U.K. Gas Market Manipulation Claims Highlight Need For Trading Controls Within Firms

Terry Flanagan

Concerns over the alleged manipulation of wholesale gas markets in the U.K. could bring with it more onerous regulation in future to energy markets—as firms generally are being urged to have the correct internal controls in place to monitor and investigate any suspicious trading activity.
Earlier this month, a whistleblower made claims to the Financial Services Authority, the U.K. regulator, that U.K. traders had manipulated wholesale prices on Europe’s biggest gas market. The alleged manipulation of the U.K.’s day-ahead gas contract, which is regarded as a benchmark across Europe, could now have serious implications for how these markets operate in the future.
“I am extremely concerned about these allegations and will be keeping in close touch with the regulators while they get to the bottom of this,” said Ed Davey, the U.K. energy secretary, earlier this month.
The U.S. Western Energy Crisis in the early part of the last decade, in which wholesale prices spiked 800% and parts of California suffered blackouts due to a shortage of electricity, was caused in part by market manipulation. Guilty firms involved in the crisis were eventually forced to pay multi-million dollar fines and some even went out of business.
“History looks destined to repeat itself,” Glenn Kinser, head of energy trading compliance, SME, at Nice Actimize, a provider of financial crime, risk and compliance software, told Markets Media.

“The U.K. gas market could now be going through what the U.S. gas and power market went through in regards to false reporting and attempted manipulation of price reporting agency indexes. The U.K. gas markets may now likely go through similar reforms as seen in the U.S. to assure market transparency and valid price indexes.”  

Kinser added: “There are correlated instruments that could be impacted or this may be part of a much bigger problem.”

Firms are being urged to have the correct procedures in place to prevent any monetary or reputational losses brought about by suspicious trading activities.

“Firms can put in place systematic ways of monitoring what they report to PRAs [price reporting agencies], for example, comparing what they report versus the overall market,” said Kinser.

“This gives organizations the chance to see if there are outliers and investigate their legitimacy.

“Other things that can be done from a systems or technological standpoint is to record and monitor business communication whether that be by email, voice or SMS. You are able to monitor that business communication for the same type of thing.

“If someone is reporting something that doesn’t make sense when comparing the transactions to the broader market, the control group within a firm, whether that be the compliance or risk management, can discuss the situation with the front office and ask them what was the purpose of the transaction executed.” 

However, the manipulation allegations made by the whistleblower to the FSA may, in the end, remain just that.
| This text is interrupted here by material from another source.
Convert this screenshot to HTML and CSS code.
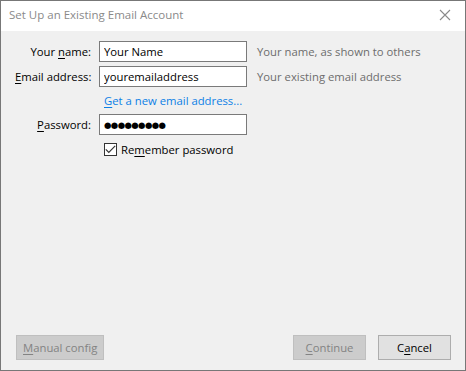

“The revelations are a hot button issue for regulators and politicians, especially in the wake of the recent manipulation of Libor,” said Michael Hewson, senior market analyst at CMC Markets, a provider of financial spread betting in the U.K..
“While the prospect of an enquiry into energy price fixing might seem appealing to a lot of people, proving that price fixing happens won’t be as easy as it was for Libor. Unlike Libor, energy prices are an actively traded market with supply and demand dictating price movements, while companies also look to hedge against rising and falling prices, which means that we are unlikely to find conclusive proof of price fixing in the absence of a ‘smoking gun’.”